## Line Chart: Average Correct Flips Over Iterations
### Overview
The image is a line chart comparing the performance of two methods, "Generation" and "Multiple-choice," across five iterations. The performance metric is "Average Correct Flips." Both methods show a general downward trend in performance over time, with overlapping confidence intervals (shaded regions) suggesting variability in the results.
### Components/Axes
* **Chart Type:** Line chart with shaded confidence intervals.
* **Y-Axis:**
* **Label:** "Average Correct Flips"
* **Scale:** Linear, ranging from 0.000 to 0.100.
* **Ticks:** 0.000, 0.025, 0.050, 0.075, 0.100.
* **X-Axis:**
* **Label:** "Iteration"
* **Scale:** Discrete, with integer values.
* **Ticks:** 1, 2, 3, 4, 5.
* **Legend:**
* **Position:** Top-right corner of the plot area.
* **Series 1:** "Generation" - Represented by a blue line with circular markers.
* **Series 2:** "Multiple-choice" - Represented by an orange line with circular markers.
* **Confidence Intervals:** Shaded regions around each line, indicating the range of uncertainty or variance for each data point. The "Generation" interval is shaded in a light blue/purple, and the "Multiple-choice" interval is shaded in a light orange/tan.
### Detailed Analysis
**Data Series: Generation (Blue Line)**
* **Trend:** The line shows a general downward trend with a plateau between iterations 2 and 3.
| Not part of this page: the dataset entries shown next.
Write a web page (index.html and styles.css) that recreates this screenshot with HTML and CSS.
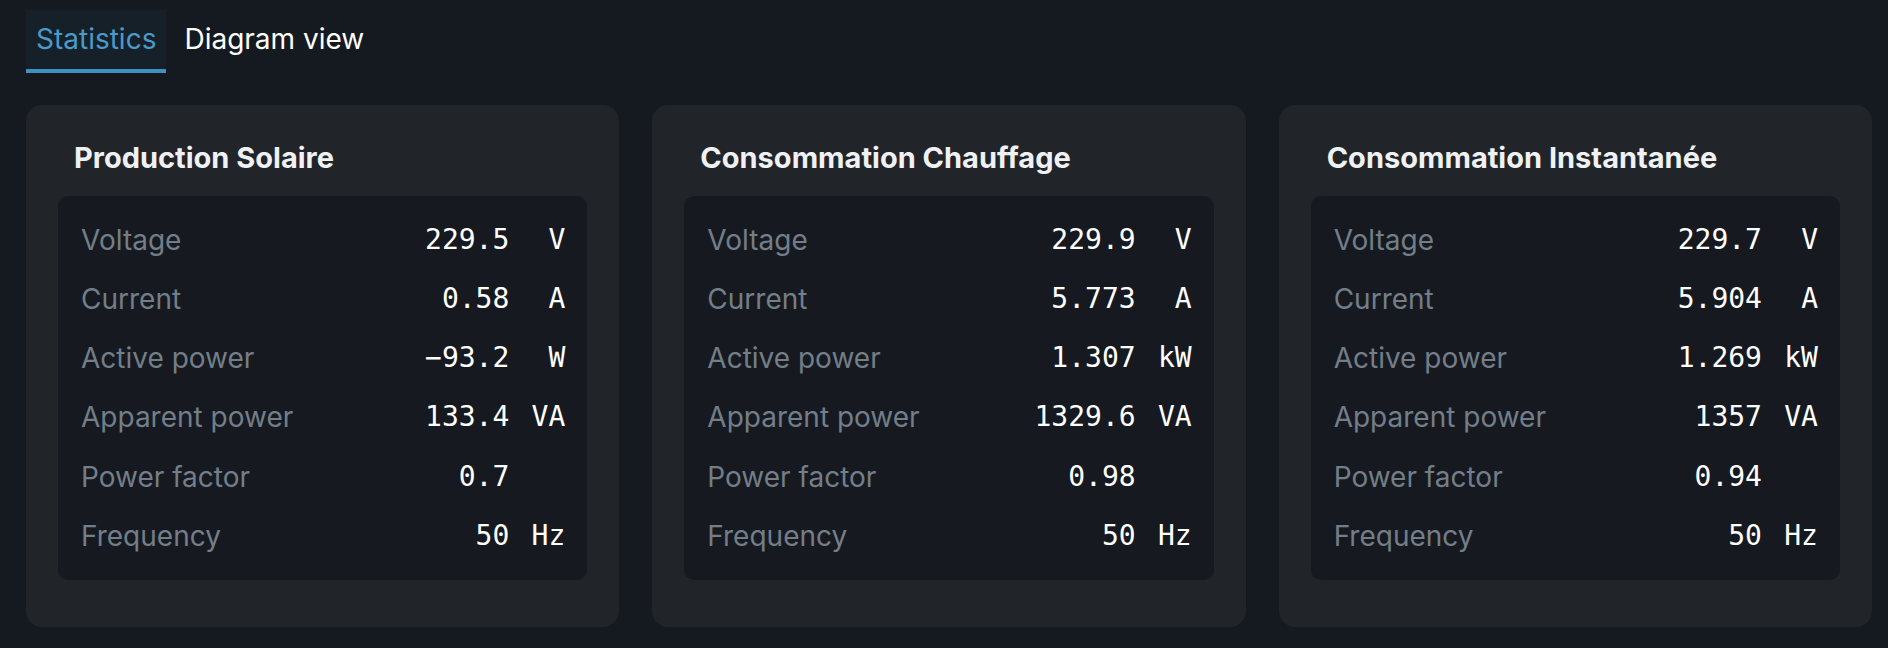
FILE: index.html
```html
<!DOCTYPE html>
<html lang="en">
<head>
<meta charset="utf-8">
<title>Statistics</title>
<link rel="stylesheet" href="styles.css">
</head>
<body>
<div class="page">
  <nav class="tabs">
    <div class="tab tab-active">Statistics</div>
    <div class="tab">Diagram view</div>
  </nav>
  <main class="cards">
    <section class="card">
      <h2 class="card-title">Production Solaire</h2>
      <div class="panel">
        <div class="row"><span class="label">Voltage</span><span class="value">229.5</span><span class="unit">V</span></div>
        <div class="row"><span class="label">Current</span><span class="value">0.58</span><span class="unit">A</span></div>
        <div class="row"><span class="label">Active power</span><span class="value">−93.2</span><span class="unit">W</span></div>
        <div class="row"><span class="label">Apparent power</span><span class="value">133.4</span><span class="unit">VA</span></div>
        <div class="row"><span class="label">Power factor</span><span class="value">0.7</span><span class="unit"></span></div>
        <div class="row"><span class="label">Frequency</span><span class="value">50</span><span class="unit">Hz</span></div>
      </div>
    </section>
    <section class="card">
      <h2 class="card-title">Consommation Chauffage</h2>
      <div class="panel">
        <div class="row"><span class="label">Voltage</span><span class="value">229.9</span><span class="unit">V</span></div>
        <div class="row"><span class="label">Current</span><span class="value">5.773</span><span class="unit">A</span></div>
        <div class="row"><span class="label">Active power</span><span class="value">1.307</span><span class="unit">kW</span></div>
        <div class="row"><span class="label">Apparent power</span><span class="value">1329.6</span><span class="unit">VA</span></div>
        <div class="row"><span class="label">Power factor</span><span class="value">0.98</span><span class="unit"></span></div>
        <div class="row"><span class="label">Frequency</span><span class="value">50</span><span class="unit">Hz</span></div>
      </div>
    </section>
    <section class="card">
      <h2 class="card-title">Consommation Instantanée</h2>
      <div class="panel">
        <div class="row"><span class="label">Voltage</span><span class="value">229.7</span><span class="unit">V</span></div>
        <div class="row"><span class="label">Current</span><span class="value">5.904</span><span class="unit">A</span></div>
        <div class="row"><span class="label">Active power</span><span class="value">1.269</span><span class="unit">kW</span></div>
        <div class="row"><span class="label">Apparent power</span><span class="value">1357</span><span class="unit">VA</span></div>
        <div class="row"><span class="label">Power factor</span><span class="value">0.94</span><span class="unit"></span></div>
        <div class="row"><span class="label">Frequency</span><span class="value">50</span><span class="unit">Hz</span></div>
      </div>
    </section>
  </main>
</div>
</body>
</html>
```

FILE: styles.css
```css
* { box-sizing: border-box; }

html, body {
  margin: 0;
  padding: 0;
  background: #151a20;
  font-family: Inter, "Noto Sans", sans-serif;
  color: #f0f2f4;
}

.page {
  padding: 10px 16px 0 26px;
}

.tabs {
  display: flex;
  gap: 8px;
}

.tab {
  font-size: 28px;
  line-height: 34px;
  padding: 12px 10px 13px;
  border-bottom: 4px solid transparent;
  color: #ffffff;
}

.tab-active {
  background: #162028;
  color: #4a9acb;
  border-bottom-color: #3f91c2;
}

.cards {
  margin-top: 32px;
  display: grid;
  grid-template-columns: repeat(3, 1fr);
  gap: 33px;
}

.card {
  background: #212529;
  border-radius: 16px;
  padding: 36px 32px 47px;
}

.card-title {
  margin: 0 16px 21px;
  font-size: 29px;
  line-height: 34px;
  font-weight: 700;
  color: #eff1f4;
}

.panel {
  background: #161a20;
  border-radius: 10px;
  padding: 14px 22px 14px 23px;
}

.row {
  display: flex;
  align-items: center;
  height: 59.25px;
}

.label {
  flex: 1;
  font-size: 28px;
  line-height: 34px;
  color: #737e89;
}

.value, .unit {
  font-family: "DejaVu Sans Mono", "Liberation Mono", monospace;
  font-size: 28px;
  line-height: 34px;
  color: #ffffff;
  text-align: right;
}

.unit {
  width: 34px;
  margin-left: 22px;
}
```
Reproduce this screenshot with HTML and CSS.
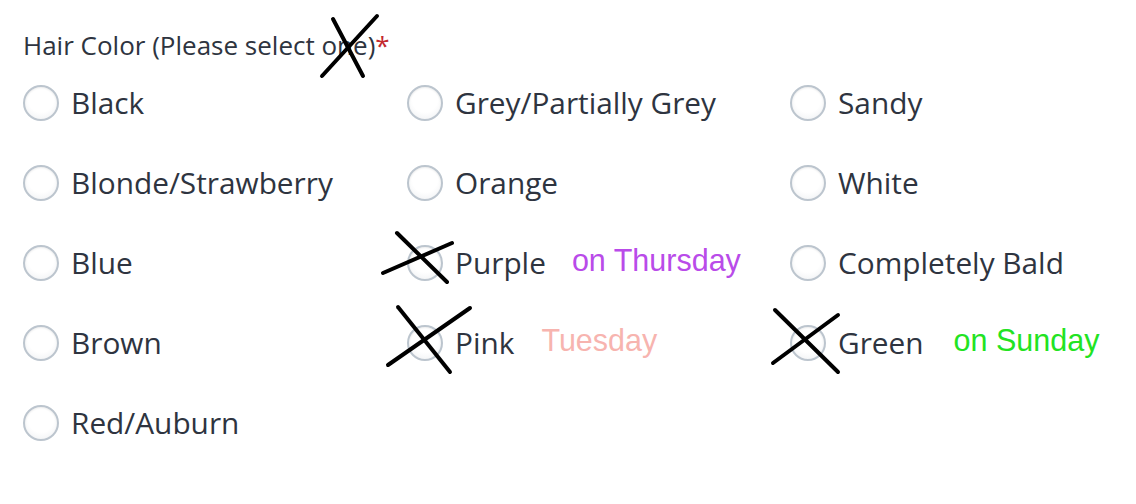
FILE: index.html
```html
<!DOCTYPE html>
<html>
<head>
<meta charset="utf-8">
<link rel="stylesheet" href="styles.css">
</head>
<body>
<div class="field">
  <div class="legend">Hair Color (Please select one)<span class="req">*</span></div>
  <div class="grid">
    <label class="opt"><span class="radio"></span><span class="txt">Black</span></label>
    <label class="opt"><span class="radio"></span><span class="txt">Grey/Partially Grey</span></label>
    <label class="opt"><span class="radio"></span><span class="txt">Sandy</span></label>

    <label class="opt"><span class="radio"></span><span class="txt">Blonde/Strawberry</span></label>
    <label class="opt"><span class="radio"></span><span class="txt">Orange</span></label>
    <label class="opt"><span class="radio"></span><span class="txt">White</span></label>

    <label class="opt"><span class="radio"></span><span class="txt">Blue</span></label>
    <label class="opt"><span class="radio"></span><span class="txt">Purple</span><span class="note purple">on Thursday</span></label>
    <label class="opt"><span class="radio"></span><span class="txt">Completely Bald</span></label>

    <label class="opt"><span class="radio"></span><span class="txt">Brown</span></label>
    <label class="opt"><span class="radio"></span><span class="txt">Pink</span><span class="note pink">Tuesday</span></label>
    <label class="opt"><span class="radio"></span><span class="txt">Green</span><span class="note green">on Sunday</span></label>

    <label class="opt"><span class="radio"></span><span class="txt">Red/Auburn</span></label>
  </div>
</div>
<svg class="marks" width="1136" height="504" viewBox="0 0 1136 504">
  <g stroke="#000" stroke-width="4" stroke-linecap="round" fill="none">
    <line x1="322" y1="76" x2="377" y2="16"/>
    <line x1="333" y1="19" x2="363" y2="76"/>
    <line x1="383" y1="273" x2="452" y2="243"/>
    <line x1="397" y1="233" x2="447" y2="282"/>
    <line x1="388" y1="365" x2="470" y2="308"/>
    <line x1="398" y1="307" x2="450" y2="372"/>
    <line x1="773" y1="363" x2="838" y2="315"/>
    <line x1="775" y1="310" x2="838" y2="372"/>
  </g>
</svg>
</body>
</html>
```
FILE: styles.css
```css
html, body {
  margin: 0;
  padding: 0;
  background: #ffffff;
}
body {
  width: 1136px;
  height: 504px;
  position: relative;
  overflow: hidden;
  font-family: "Open Sans", "Noto Sans", sans-serif;
  color: #2e3440;
}
.field {
  padding: 28px 0 0 23px;
}
.legend {
  font-size: 26px;
  line-height: 34px;
  height: 34px;
  color: #2e3440;
}
.req {
  color: #c3282e;
}
.grid {
  display: grid;
  grid-template-columns: 384px 383px 360px;
  grid-auto-rows: 80px;
  margin-top: 22px;
}
.opt {
  display: flex;
  align-items: center;
  height: 38px;
}
.radio {
  width: 32px;
  height: 32px;
  border-radius: 50%;
  border: 2px solid #bcc5ce;
  background: radial-gradient(circle at 50% 40%, #ffffff 50%, #eceef1 100%);
  box-shadow: inset 0 1px 2px rgba(0,0,0,0.08);
  flex: none;
}
.txt {
  font-size: 29.8px;
  margin-left: 12px;
  line-height: 38px;
}
.note {
  font-family: "Liberation Sans", Arial, sans-serif;
  font-size: 30.5px;
  line-height: 38px;
  margin-top: -6px;
}
.purple { color: #b94be9; margin-left: 26px; }
.pink { color: #f7b4af; margin-left: 27px; }
.green { color: #22e322; margin-left: 30px; }
.marks {
  position: absolute;
  left: 0;
  top: 0;
  pointer-events: none;
}
```
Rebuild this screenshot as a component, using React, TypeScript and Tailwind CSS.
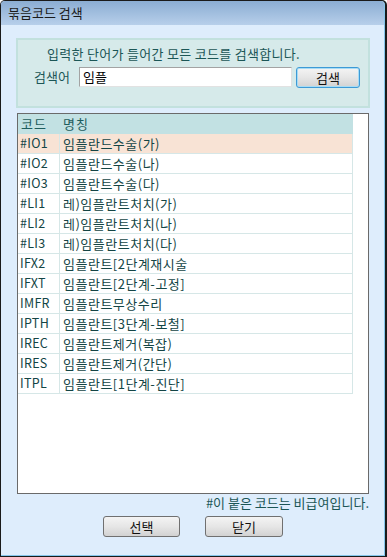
import React from "react";

const rows: { code: string; name: string }[] = [
  { code: "#IO1", name: "임플란드수술(가)" },
  { code: "#IO2", name: "임플란드수술(나)" },
  { code: "#IO3", name: "임플란트수술(다)" },
  { code: "#LI1", name: "레)임플란트처치(가)" },
  { code: "#LI2", name: "레)임플란트처치(나)" },
  { code: "#LI3", name: "레)임플란트처치(다)" },
  { code: "IFX2", name: "임플란트[2단계재시술" },
  { code: "IFXT", name: "임플란트[2단계-고정]" },
  { code: "IMFR", name: "임플란트무상수리" },
  { code: "IPTH", name: "임플란트[3단계-보철]" },
  { code: "IREC", name: "임플란트제거(복잡)" },
  { code: "IRES", name: "임플란트제거(간단)" },
  { code: "ITPL", name: "임플란트[1단계-진단]" },
];

const font = { fontFamily: '"Noto Sans CJK KR", "Noto Sans", sans-serif' };

function WinButton({ label, focused }: { label: string; focused?: boolean }) {
  return (
    <button
      className={
        "w-full h-[21px] rounded-[3px] bg-gradient-to-b from-[#f4f4f4] via-[#e6e6e6] to-[#d2d2d2] text-[13px] leading-none text-[#111] flex items-center justify-center " +
        (focused ? "border border-[#3d9ad6] shadow-[inset_0_0_0_1px_#a6dcf5]" : "border border-[#707070]")
      }
    >
      {label}
    </button>
  );
}

export default function App() {
  return (
    <div
      style={font}
      className="w-[387px] h-[557px] flex flex-col bg-[#1a1a1a] rounded-t-[5px] overflow-hidden pl-[1px] pr-[2px] pt-[1px] pb-[1px]"
    >
      <div className="flex-1 flex flex-col bg-[#deedfc] border-r border-b border-[#84c6ea] rounded-t-[4px] overflow-hidden">
        {/* title bar */}
        <div className="h-[24px] shrink-0 bg-gradient-to-b from-[#8badd3] to-[#b7cfea] flex items-center pl-[7px] text-[13px] text-[#1a1a1a]">
          묶음코드 검색
        </div>

        {/* search panel */}
        <div className="mt-[13px] ml-[15px] w-[354px] h-[70px] border-2 border-[#c2e1de] bg-[#d6eaea] flex flex-col text-[13px] text-[#1b5656]">
          <div className="pl-[29px] pt-[6px] h-[26px] leading-[16px] tracking-[0.3px]">입력한 단어가 들어간 모든 코드를 검색합니다.</div>
          <div className="flex items-center h-[22px]">
            <span className="pl-[16px] w-[61px]">검색어</span>
            <div className="w-[213px] h-[20px] bg-white border-t border-l border-[#a3a3a3] border-r border-b border-r-[#e2e2e2] border-b-[#e2e2e2] flex items-center pl-[3px] text-[#000]">
              임플
            </div>
            <div className="ml-[4px] w-[64px]">
              <WinButton label="검색" focused />
            </div>
          </div>
        </div>

        {/* list */}
        <div className="mt-[5px] ml-[16px] w-[352px] h-[381px] border border-[#6a6a6a] bg-white text-[13px] text-[#134545]">
          <div className="w-[335px]">
            <div className="flex h-[20px] bg-[#c2e1e3] items-center text-[#1e5d5d]">
              <span className="w-[42px] pl-[3px] tracking-[1px]">코드</span>
              <span className="pl-[3px] tracking-[1px]">명칭</span>
            </div>
            {rows.map((r, i) => (
              <div
                key={r.code}
                className={
                  "flex h-[20px] border-b border-r border-[#d6e7e7] " + (i === 0 ? "bg-[#f8e3d5]" : "bg-white")
                }
              >
                <span className="w-[42px] pl-[2px] border-r border-[#d6e7e7] flex items-center text-[12.5px] tracking-[0.3px]">
                  {r.code}
                </span>
                <span className="pl-[3px] flex items-center whitespace-nowrap tracking-[0.5px]">{r.name}</span>
              </div>
            ))}
          </div>
        </div>

        {/* footer */}
        <div className="mt-[1px] w-[368px] text-right text-[13px] leading-[16px] text-[#1b5656]">
          #이 붙은 코드는 비급여입니다.
        </div>
        <div className="mt-[5px] flex pl-[102px] gap-[25px]">
          <div className="w-[77px]">
            <WinButton label="선택" />
          </div>
          <div className="w-[78px]">
            <WinButton label="닫기" />
          </div>
        </div>
      </div>
    </div>
  );
}
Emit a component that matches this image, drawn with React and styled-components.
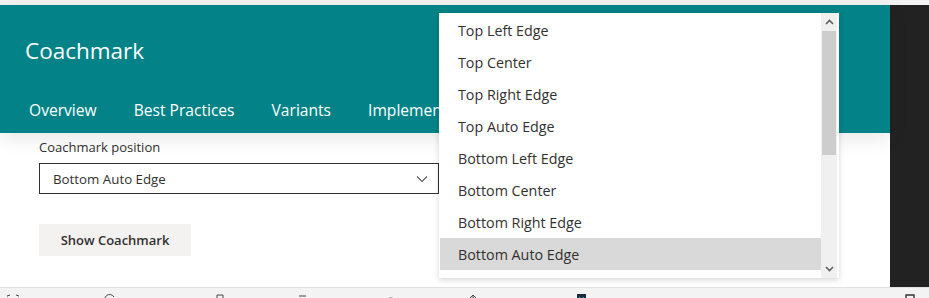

* **Data Points (Approximate):**
* Iteration 1: ~0.070
* Iteration 2: ~0.050
* Iteration 3: ~0.050
* Iteration 4: ~0.030
* Iteration 5: ~0.030
* **Confidence Interval:** The shaded blue region is widest at iteration 1 (spanning roughly 0.045 to 0.095) and narrows considerably by iteration 5 (spanning roughly 0.015 to 0.045).
**Data Series: Multiple-choice (Orange Line)**
* **Trend:** The line shows a consistent downward trend across all iterations.
* **Data Points (Approximate):**
* Iteration 1: ~0.080
* Iteration 2: ~0.060
* Iteration 3: ~0.040
* Iteration 4: ~0.040
* Iteration 5: ~0.030
* **Confidence Interval:** The shaded orange region is also widest at iteration 1 (spanning roughly 0.055 to 0.105) and narrows by iteration 5 (spanning roughly 0.015 to 0.045).
### Key Observations
1. **Initial Performance Gap:** At iteration 1, the "Multiple-choice" method starts with a higher average correct flips value (~0.080) compared to the "Generation" method (~0.070).
2. **Converging Performance:** The performance of both methods converges by the final iteration (5), with both data points at approximately 0.030.
3. **Overlapping Confidence Intervals:** The shaded confidence intervals for both methods overlap significantly at every iteration. This visual overlap suggests that the difference in performance between the two methods may not be statistically significant at any given point.
4. **Plateau in Generation:** The "Generation" method's performance does not decrease between iterations 2 and 3, unlike the "Multiple-choice" method which continues to decline.
5. **Narrowing Variance:** The confidence intervals for both methods narrow as iterations increase, indicating that the results become more consistent or less variable over time.
### Interpretation
The chart demonstrates that both the "Generation" and "Multiple-choice" methods experience a decline in the "Average Correct Flips" metric as the iterative process progresses. This could indicate that the task becomes more difficult with each iteration, or that the methods are being applied to increasingly challenging cases.
The initial advantage of the "Multiple-choice" method diminishes over time, leading to equivalent final performance. The significant overlap in confidence intervals is a critical finding; it implies that any observed difference in the average values between the two methods at a specific iteration could be due to random variation rather than a true difference in effectiveness. Therefore, based solely on this visual data, one cannot confidently conclude that one method is superior to the other at any stage.
The narrowing confidence intervals suggest that the process or the methods themselves become more stable and predictable with repeated iterations. The plateau in the "Generation" method's performance is an interesting anomaly that might warrant further investigation into what occurred between iterations 2 and 3 to halt its decline temporarily.